Leaving out every picture, retype the lines below from the top through the one that contains "string; depth: number;".

** start Dataset extract **

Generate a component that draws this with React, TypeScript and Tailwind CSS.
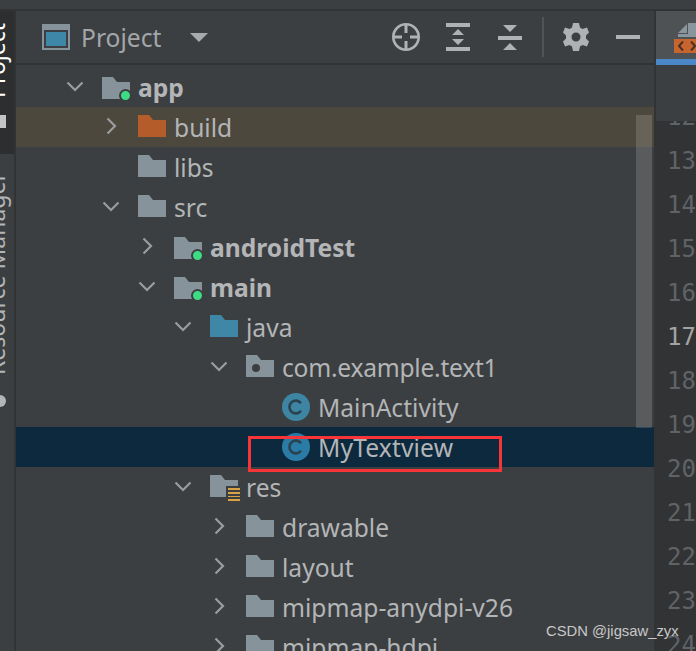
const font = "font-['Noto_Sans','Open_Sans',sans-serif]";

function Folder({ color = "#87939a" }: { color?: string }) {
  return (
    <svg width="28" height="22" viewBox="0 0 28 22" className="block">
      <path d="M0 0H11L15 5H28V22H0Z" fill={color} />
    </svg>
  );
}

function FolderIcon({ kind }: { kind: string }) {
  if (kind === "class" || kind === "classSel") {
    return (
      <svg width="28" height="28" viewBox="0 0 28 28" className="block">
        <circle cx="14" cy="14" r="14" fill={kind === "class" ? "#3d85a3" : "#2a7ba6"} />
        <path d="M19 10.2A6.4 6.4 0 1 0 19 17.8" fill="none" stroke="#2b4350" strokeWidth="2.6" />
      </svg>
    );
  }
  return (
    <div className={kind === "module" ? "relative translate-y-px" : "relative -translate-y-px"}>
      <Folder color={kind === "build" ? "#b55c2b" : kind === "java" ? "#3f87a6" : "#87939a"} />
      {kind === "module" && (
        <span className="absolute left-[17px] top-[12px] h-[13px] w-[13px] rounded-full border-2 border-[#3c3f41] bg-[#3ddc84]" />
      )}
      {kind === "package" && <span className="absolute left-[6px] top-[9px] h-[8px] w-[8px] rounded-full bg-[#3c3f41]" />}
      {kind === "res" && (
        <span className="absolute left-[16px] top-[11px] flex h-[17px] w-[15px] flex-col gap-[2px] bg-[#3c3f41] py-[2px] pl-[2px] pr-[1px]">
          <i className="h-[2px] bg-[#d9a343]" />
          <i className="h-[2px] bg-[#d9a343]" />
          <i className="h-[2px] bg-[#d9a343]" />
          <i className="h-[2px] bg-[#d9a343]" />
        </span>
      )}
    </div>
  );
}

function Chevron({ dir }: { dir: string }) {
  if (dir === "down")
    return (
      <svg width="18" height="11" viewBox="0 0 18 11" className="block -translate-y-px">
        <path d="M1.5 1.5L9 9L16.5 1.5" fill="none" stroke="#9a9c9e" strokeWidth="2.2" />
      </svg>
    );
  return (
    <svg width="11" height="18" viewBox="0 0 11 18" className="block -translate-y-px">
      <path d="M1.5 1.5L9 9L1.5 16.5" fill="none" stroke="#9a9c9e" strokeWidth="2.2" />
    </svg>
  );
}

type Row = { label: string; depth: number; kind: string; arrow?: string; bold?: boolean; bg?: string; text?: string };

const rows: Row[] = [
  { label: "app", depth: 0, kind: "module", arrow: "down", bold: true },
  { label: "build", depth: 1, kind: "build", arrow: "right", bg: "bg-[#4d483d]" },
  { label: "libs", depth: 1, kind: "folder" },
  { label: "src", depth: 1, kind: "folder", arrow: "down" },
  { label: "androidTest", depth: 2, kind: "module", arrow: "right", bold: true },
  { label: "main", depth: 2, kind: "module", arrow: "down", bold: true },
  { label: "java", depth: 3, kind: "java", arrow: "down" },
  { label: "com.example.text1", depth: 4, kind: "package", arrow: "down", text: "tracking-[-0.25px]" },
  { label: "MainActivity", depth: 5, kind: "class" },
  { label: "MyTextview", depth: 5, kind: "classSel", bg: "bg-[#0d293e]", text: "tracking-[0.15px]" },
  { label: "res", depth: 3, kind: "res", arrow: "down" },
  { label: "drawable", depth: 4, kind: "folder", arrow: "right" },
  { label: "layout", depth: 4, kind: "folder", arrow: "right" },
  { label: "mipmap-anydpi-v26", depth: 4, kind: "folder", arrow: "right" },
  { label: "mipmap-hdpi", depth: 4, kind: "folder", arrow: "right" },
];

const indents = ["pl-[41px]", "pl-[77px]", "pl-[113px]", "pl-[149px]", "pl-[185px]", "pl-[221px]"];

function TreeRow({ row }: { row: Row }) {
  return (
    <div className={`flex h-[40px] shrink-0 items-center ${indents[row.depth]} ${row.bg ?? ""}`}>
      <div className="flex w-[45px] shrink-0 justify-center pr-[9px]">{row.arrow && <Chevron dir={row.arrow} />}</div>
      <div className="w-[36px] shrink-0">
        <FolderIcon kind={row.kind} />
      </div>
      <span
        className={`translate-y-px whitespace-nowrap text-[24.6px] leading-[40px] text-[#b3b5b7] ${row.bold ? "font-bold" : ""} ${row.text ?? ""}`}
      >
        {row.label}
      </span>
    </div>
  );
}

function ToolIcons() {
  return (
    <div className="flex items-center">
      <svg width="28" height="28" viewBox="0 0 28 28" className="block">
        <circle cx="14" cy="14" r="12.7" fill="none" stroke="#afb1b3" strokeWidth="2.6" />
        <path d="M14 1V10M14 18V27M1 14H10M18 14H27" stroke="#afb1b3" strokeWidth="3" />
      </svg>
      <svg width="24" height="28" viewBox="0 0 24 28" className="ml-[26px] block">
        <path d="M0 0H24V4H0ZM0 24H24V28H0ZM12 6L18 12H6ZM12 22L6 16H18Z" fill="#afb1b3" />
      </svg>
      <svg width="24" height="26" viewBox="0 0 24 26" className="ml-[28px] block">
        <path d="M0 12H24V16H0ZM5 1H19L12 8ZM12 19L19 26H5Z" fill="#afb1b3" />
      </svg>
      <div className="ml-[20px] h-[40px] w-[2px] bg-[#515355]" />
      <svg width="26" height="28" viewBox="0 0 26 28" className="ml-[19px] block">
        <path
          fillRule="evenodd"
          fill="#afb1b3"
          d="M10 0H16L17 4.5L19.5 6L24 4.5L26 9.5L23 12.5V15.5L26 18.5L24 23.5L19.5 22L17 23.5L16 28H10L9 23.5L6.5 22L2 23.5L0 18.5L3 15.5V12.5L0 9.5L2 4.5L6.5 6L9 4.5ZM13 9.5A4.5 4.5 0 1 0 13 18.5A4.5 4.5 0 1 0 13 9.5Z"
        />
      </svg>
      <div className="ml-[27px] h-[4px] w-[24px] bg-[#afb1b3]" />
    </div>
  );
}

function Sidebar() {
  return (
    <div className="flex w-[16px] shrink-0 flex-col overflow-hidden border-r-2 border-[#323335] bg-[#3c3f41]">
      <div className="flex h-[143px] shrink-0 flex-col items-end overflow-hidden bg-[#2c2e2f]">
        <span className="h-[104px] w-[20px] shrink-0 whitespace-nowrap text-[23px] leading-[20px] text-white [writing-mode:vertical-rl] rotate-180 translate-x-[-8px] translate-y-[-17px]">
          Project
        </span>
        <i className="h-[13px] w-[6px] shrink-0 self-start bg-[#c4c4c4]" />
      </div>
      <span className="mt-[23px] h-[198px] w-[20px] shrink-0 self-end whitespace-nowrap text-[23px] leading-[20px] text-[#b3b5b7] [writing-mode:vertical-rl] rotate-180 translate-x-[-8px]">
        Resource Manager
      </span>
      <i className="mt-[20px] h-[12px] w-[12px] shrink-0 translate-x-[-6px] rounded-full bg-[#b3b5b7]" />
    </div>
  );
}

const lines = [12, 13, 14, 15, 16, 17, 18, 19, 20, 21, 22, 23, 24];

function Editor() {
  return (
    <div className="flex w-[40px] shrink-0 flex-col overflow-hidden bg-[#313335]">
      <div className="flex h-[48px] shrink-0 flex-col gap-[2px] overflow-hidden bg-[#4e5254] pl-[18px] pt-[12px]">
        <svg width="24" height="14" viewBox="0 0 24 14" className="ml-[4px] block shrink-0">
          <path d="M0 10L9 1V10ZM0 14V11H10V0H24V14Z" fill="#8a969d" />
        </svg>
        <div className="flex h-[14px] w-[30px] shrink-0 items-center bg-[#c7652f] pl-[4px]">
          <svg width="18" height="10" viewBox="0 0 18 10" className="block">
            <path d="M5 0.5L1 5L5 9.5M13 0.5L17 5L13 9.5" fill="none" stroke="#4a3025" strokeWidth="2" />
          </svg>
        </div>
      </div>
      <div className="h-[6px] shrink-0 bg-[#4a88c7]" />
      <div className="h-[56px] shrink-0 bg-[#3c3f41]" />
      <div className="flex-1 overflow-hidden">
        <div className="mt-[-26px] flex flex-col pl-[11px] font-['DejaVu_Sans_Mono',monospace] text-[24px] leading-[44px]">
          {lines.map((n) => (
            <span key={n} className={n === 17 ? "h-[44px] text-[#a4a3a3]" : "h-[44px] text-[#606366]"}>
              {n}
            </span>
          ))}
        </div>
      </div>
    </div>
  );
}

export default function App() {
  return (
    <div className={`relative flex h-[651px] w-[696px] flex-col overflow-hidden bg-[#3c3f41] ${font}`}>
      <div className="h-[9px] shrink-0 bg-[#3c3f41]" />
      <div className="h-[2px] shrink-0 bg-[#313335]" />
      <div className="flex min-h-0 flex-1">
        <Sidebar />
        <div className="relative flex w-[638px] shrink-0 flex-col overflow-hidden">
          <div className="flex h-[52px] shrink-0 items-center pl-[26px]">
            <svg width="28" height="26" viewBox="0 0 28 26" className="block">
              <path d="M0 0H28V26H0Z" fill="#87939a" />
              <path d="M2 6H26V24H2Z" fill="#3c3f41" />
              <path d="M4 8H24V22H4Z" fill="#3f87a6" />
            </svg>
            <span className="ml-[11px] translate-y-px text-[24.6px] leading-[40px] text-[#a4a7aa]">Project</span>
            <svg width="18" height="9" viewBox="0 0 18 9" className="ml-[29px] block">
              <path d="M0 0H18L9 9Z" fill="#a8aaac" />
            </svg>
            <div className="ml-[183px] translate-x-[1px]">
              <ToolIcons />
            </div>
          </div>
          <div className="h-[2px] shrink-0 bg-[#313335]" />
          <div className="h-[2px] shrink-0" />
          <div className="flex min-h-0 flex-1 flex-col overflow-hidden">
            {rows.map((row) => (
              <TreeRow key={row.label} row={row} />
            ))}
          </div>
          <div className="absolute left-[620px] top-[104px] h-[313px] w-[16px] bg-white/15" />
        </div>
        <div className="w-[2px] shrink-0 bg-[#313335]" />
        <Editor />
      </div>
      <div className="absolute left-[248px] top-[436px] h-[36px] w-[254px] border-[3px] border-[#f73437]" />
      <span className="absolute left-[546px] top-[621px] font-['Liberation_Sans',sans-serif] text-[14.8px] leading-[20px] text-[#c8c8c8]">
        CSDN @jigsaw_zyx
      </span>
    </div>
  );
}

** end Dataset extract **

### The answer
Generate a component that draws this with React, TypeScript and Tailwind CSS.
const font = "font-['Noto_Sans','Open_Sans',sans-serif]";

function Folder({ color = "#87939a" }: { color?: string }) {
  return (
    <svg width="28" height="22" viewBox="0 0 28 22" className="block">
      <path d="M0 0H11L15 5H28V22H0Z" fill={color} />
    </svg>
  );
}

function FolderIcon({ kind }: { kind: string }) {
  if (kind === "class" || kind === "classSel") {
    return (
      <svg width="28" height="28" viewBox="0 0 28 28" className="block">
        <circle cx="14" cy="14" r="14" fill={kind === "class" ? "#3d85a3" : "#2a7ba6"} />
        <path d="M19 10.2A6.4 6.4 0 1 0 19 17.8" fill="none" stroke="#2b4350" strokeWidth="2.6" />
      </svg>
    );
  }
  return (
    <div className={kind === "module" ? "relative translate-y-px" : "relative -translate-y-px"}>
      <Folder color={kind === "build" ? "#b55c2b" : kind === "java" ? "#3f87a6" : "#87939a"} />
      {kind === "module" && (
        <span className="absolute left-[17px] top-[12px] h-[13px] w-[13px] rounded-full border-2 border-[#3c3f41] bg-[#3ddc84]" />
      )}
      {kind === "package" && <span className="absolute left-[6px] top-[9px] h-[8px] w-[8px] rounded-full bg-[#3c3f41]" />}
      {kind === "res" && (
        <span className="absolute left-[16px] top-[11px] flex h-[17px] w-[15px] flex-col gap-[2px] bg-[#3c3f41] py-[2px] pl-[2px] pr-[1px]">
          <i className="h-[2px] bg-[#d9a343]" />
          <i className="h-[2px] bg-[#d9a343]" />
          <i className="h-[2px] bg-[#d9a343]" />
          <i className="h-[2px] bg-[#d9a343]" />
        </span>
      )}
    </div>
  );
}

function Chevron({ dir }: { dir: string }) {
  if (dir === "down")
    return (
      <svg width="18" height="11" viewBox="0 0 18 11" className="block -translate-y-px">
        <path d="M1.5 1.5L9 9L16.5 1.5" fill="none" stroke="#9a9c9e" strokeWidth="2.2" />
      </svg>
    );
  return (
    <svg width="11" height="18" viewBox="0 0 11 18" className="block -translate-y-px">
      <path d="M1.5 1.5L9 9L1.5 16.5" fill="none" stroke="#9a9c9e" strokeWidth="2.2" />
    </svg>
  );
}

type Row = { label: string; depth: number; kind: string; arrow?: string; bold?: boolean; bg?: string; text?: string };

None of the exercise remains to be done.